Und dann?Das Militär hat mich direkt angerufen, ich nahm ab und sie fragten mich, wie es mir ginge, wo ich mich befände. Ich hatte riesige Angst. Ich wusste ja nicht, was die Armee mit mir machen würde, weil ich nichts von den Aussteigerprogrammen wusste. Der Mann am Telefon sagte mir: Denk darüber nach. Wenn du fliehen willst, werden wir dir nichts tun, sondern helfen. Sie nannten mir einen weit entfernten Ort, wo sie mich auflesen würden. Es war schrecklich, weil ich nicht wusste, ob ich das glauben sollte. Was ich aber wusste, war: Wenn ich abhaue, würde mich die Farc überall suchen.

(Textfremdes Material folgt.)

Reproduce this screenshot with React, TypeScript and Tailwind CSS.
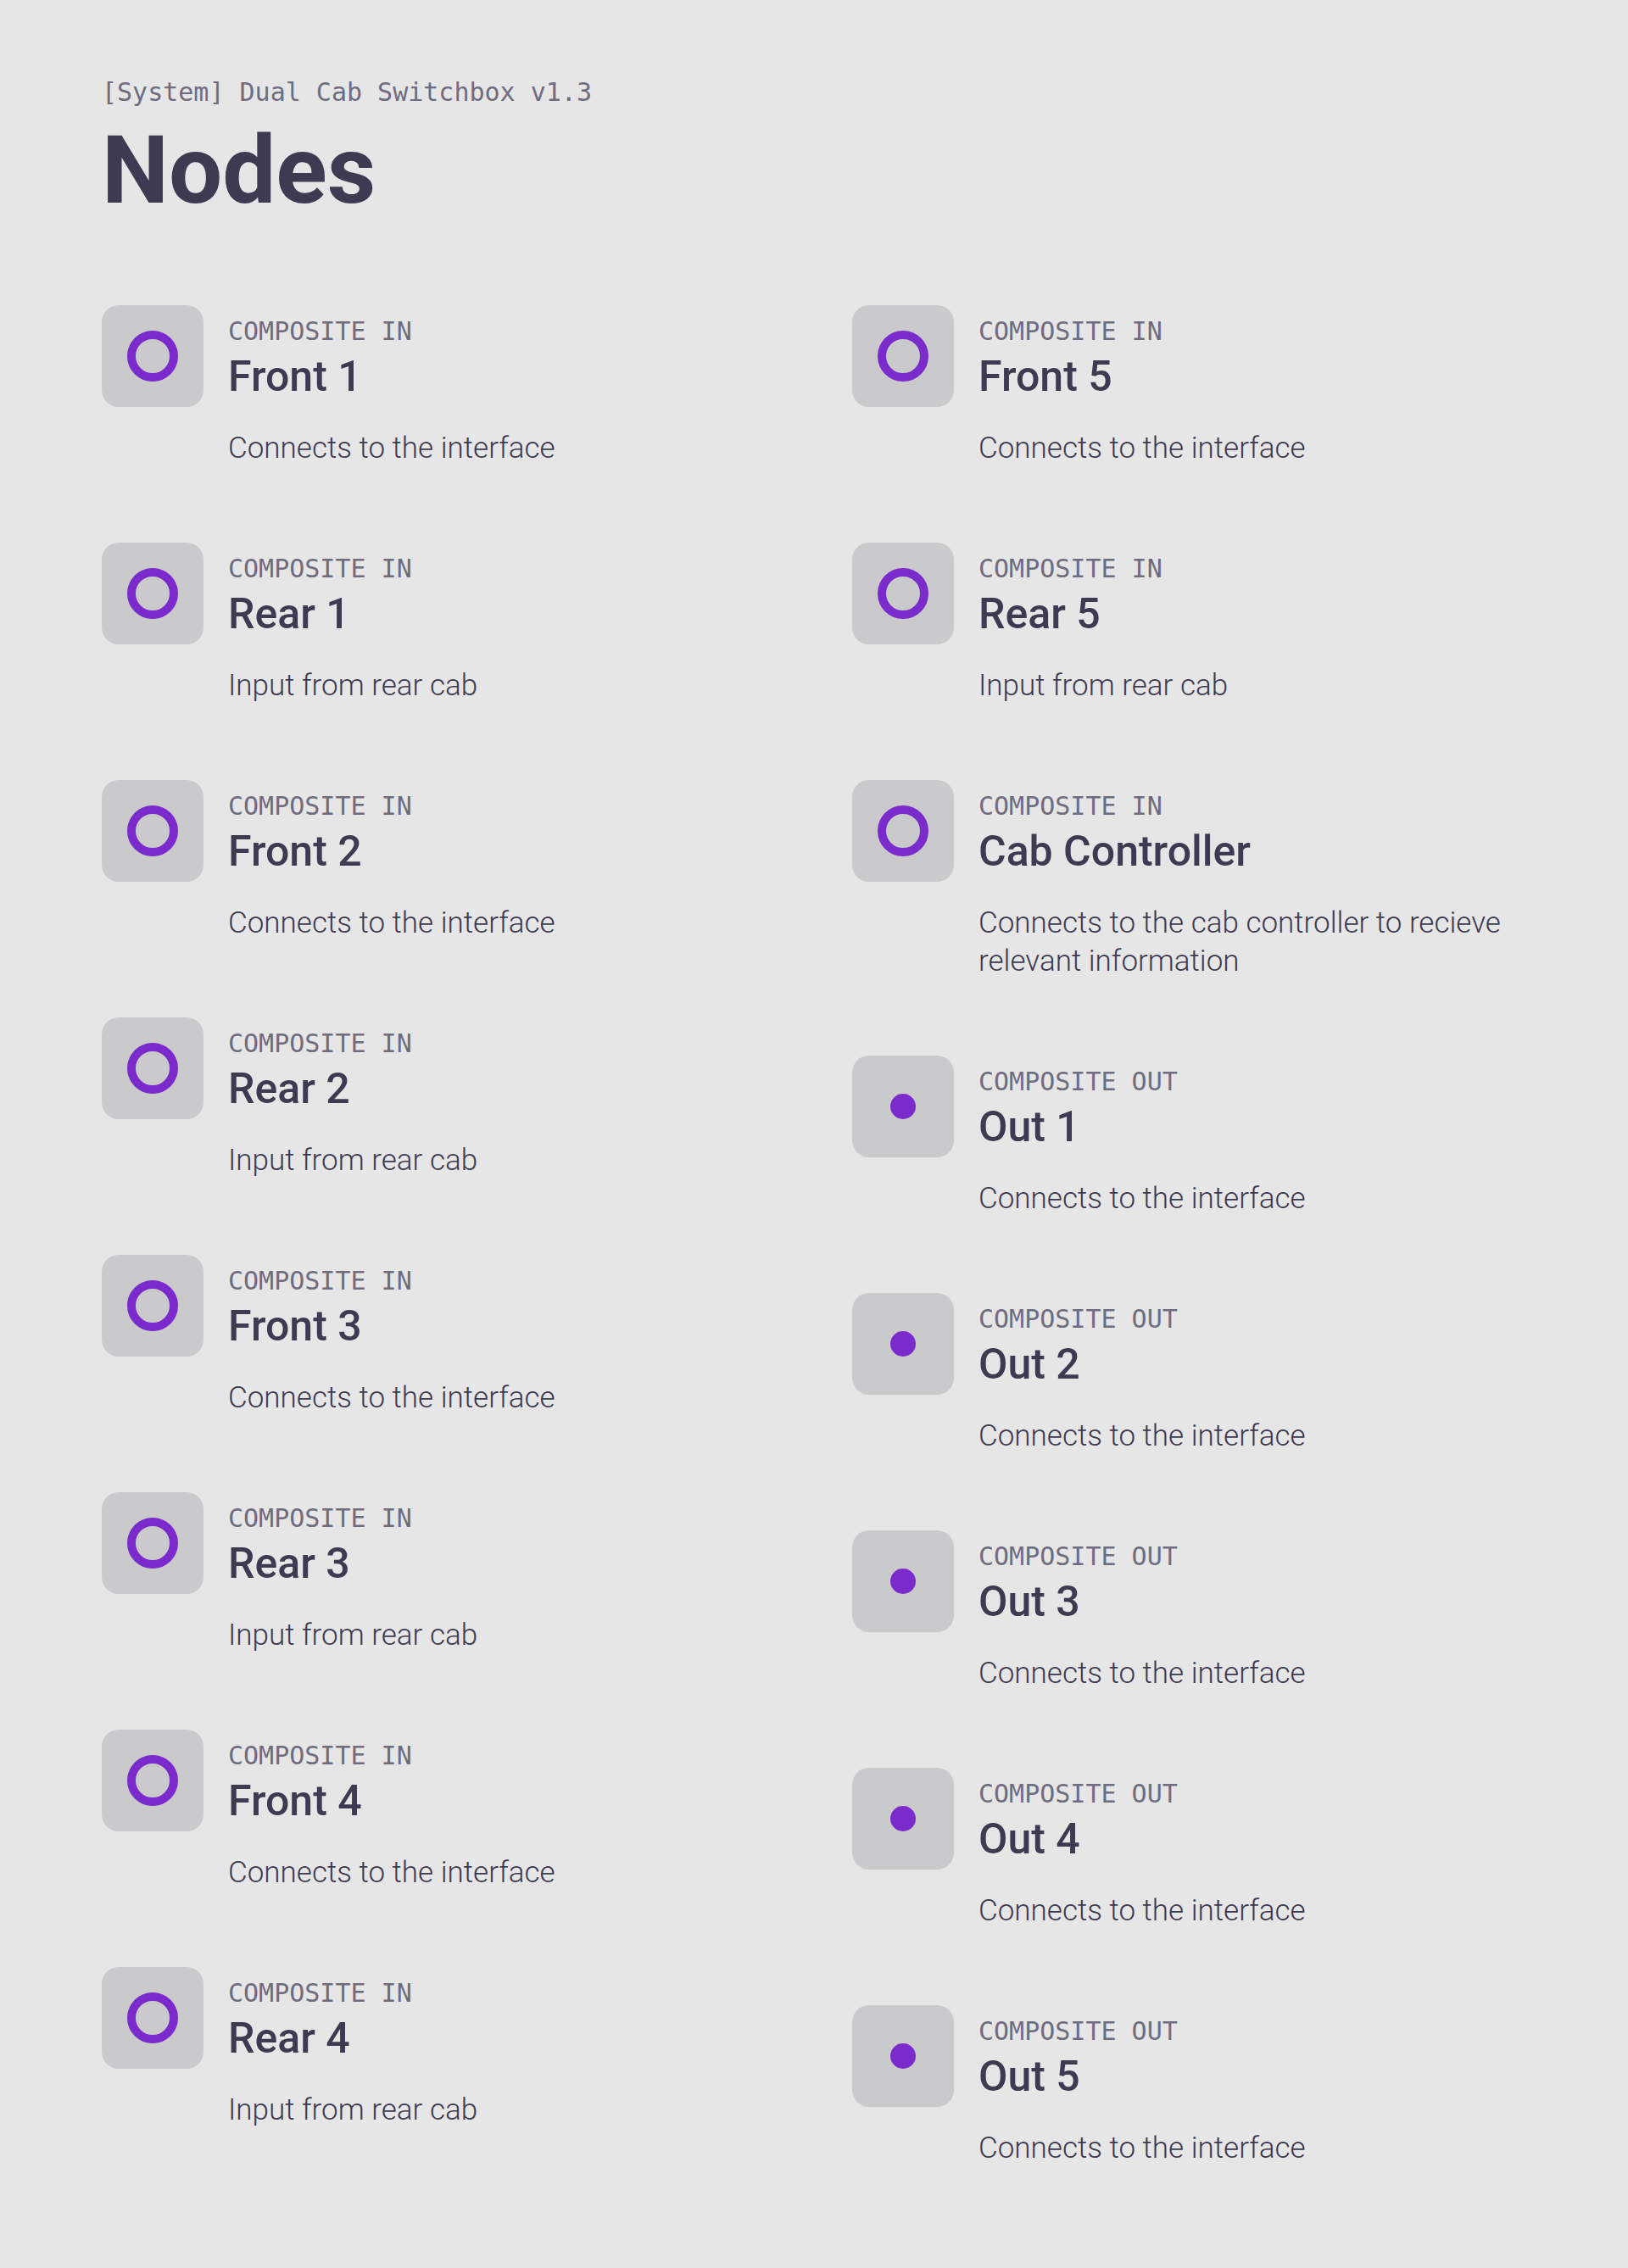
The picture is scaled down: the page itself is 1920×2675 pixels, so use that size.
import React from "react";

type Node = { kind: "in" | "out"; name: string; desc: string };

const left: Node[] = [
  { kind: "in", name: "Front 1", desc: "Connects to the interface" },
  { kind: "in", name: "Rear 1", desc: "Input from rear cab" },
  { kind: "in", name: "Front 2", desc: "Connects to the interface" },
  { kind: "in", name: "Rear 2", desc: "Input from rear cab" },
  { kind: "in", name: "Front 3", desc: "Connects to the interface" },
  { kind: "in", name: "Rear 3", desc: "Input from rear cab" },
  { kind: "in", name: "Front 4", desc: "Connects to the interface" },
  { kind: "in", name: "Rear 4", desc: "Input from rear cab" },
];

const right: Node[] = [
  { kind: "in", name: "Front 5", desc: "Connects to the interface" },
  { kind: "in", name: "Rear 5", desc: "Input from rear cab" },
  {
    kind: "in",
    name: "Cab Controller",
    desc: "Connects to the cab controller to recieve relevant information",
  },
  { kind: "out", name: "Out 1", desc: "Connects to the interface" },
  { kind: "out", name: "Out 2", desc: "Connects to the interface" },
  { kind: "out", name: "Out 3", desc: "Connects to the interface" },
  { kind: "out", name: "Out 4", desc: "Connects to the interface" },
  { kind: "out", name: "Out 5", desc: "Connects to the interface" },
];

const mono = { fontFamily: '"DejaVu Sans Mono", "Liberation Mono", monospace' };

function Item({ n }: { n: Node }) {
  return (
    <div className="flex gap-[29px]">
      <div className="w-[120px] h-[120px] shrink-0 rounded-[20px] bg-[#cacacc] flex items-center justify-center">
        {n.kind === "in" ? (
          <div className="w-[60px] h-[60px] rounded-full border-[10px] border-[#7b2acc]" />
        ) : (
          <div className="w-[30px] h-[30px] rounded-full bg-[#7b2acc]" />
        )}
      </div>
      <div className="flex flex-col pt-[13px] min-w-0">
        <div
          className="text-[30px] leading-[36px] text-[#6f6c80] uppercase"
          style={mono}
        >
          {n.kind === "in" ? "Composite In" : "Composite Out"}
        </div>
        <div className="mt-[10px] text-[50px] leading-none font-medium text-[#3d3a52]">
          {n.name}
        </div>
        <div className="mt-[37px] text-[35px] leading-[45px] font-light text-[#3d3a52]">
          {n.desc}
        </div>
      </div>
    </div>
  );
}

export default function App() {
  return (
    <div
      className="min-h-[2675px] w-full bg-[#e6e6e6] px-[120px] pt-[91px] pb-[120px]"
      style={{ fontFamily: 'Roboto, "Noto Sans", sans-serif' }}
    >
      <div className="text-[30px] leading-[36px] text-[#6f6c80]" style={mono}>
        [System] Dual Cab Switchbox v1.3
      </div>
      <h1 className="mt-[18px] text-[112px] leading-none font-bold text-[#3d3a52]">
        Nodes
      </h1>
      <div className="mt-[103px] grid grid-cols-2 gap-x-[90px]">
        <div className="flex flex-col gap-[89px]">
          {left.map((n) => (
            <Item key={n.name} n={n} />
          ))}
        </div>
        <div className="flex flex-col gap-[89px]">
          {right.map((n) => (
            <Item key={n.name} n={n} />
          ))}
        </div>
      </div>
    </div>
  );
}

Wie sind Sie weggekommen?Ich bin in völliger Angst gelaufen, nur gelaufen, fünf Stunden lang, in kompletter Dunkelheit am Rande einer Straße. Ich kannte das Dorf, wo sie mich abholen wollten. Vor allem hatte ich Angst, dass mich die Armee belog. Niemals zuvor in meinem Leben hatte ich so um mein Leben gefürchtet.
Was war das Erste, das Sie getan haben, nachdem Sie geflohen waren?Nach Jahren im Urwald ohne jeglichen Kontakt zur Außenwelt musste ich zunächst eine ganze Reihe von rechtlichen Dingen regeln. Ich wurde von der Armee befragt, ich wurde als Zivilistin registriert. Meine Emotionen spielten völlig verrückt. Aber ich war glücklich, weil ich Kontakt zu meiner Familie hatte. Ich wusste nicht, was ich tun würde, aber das war mir egal. Ich absolvierte mehrere Monate in einem Wiedereingliederungsprogramm.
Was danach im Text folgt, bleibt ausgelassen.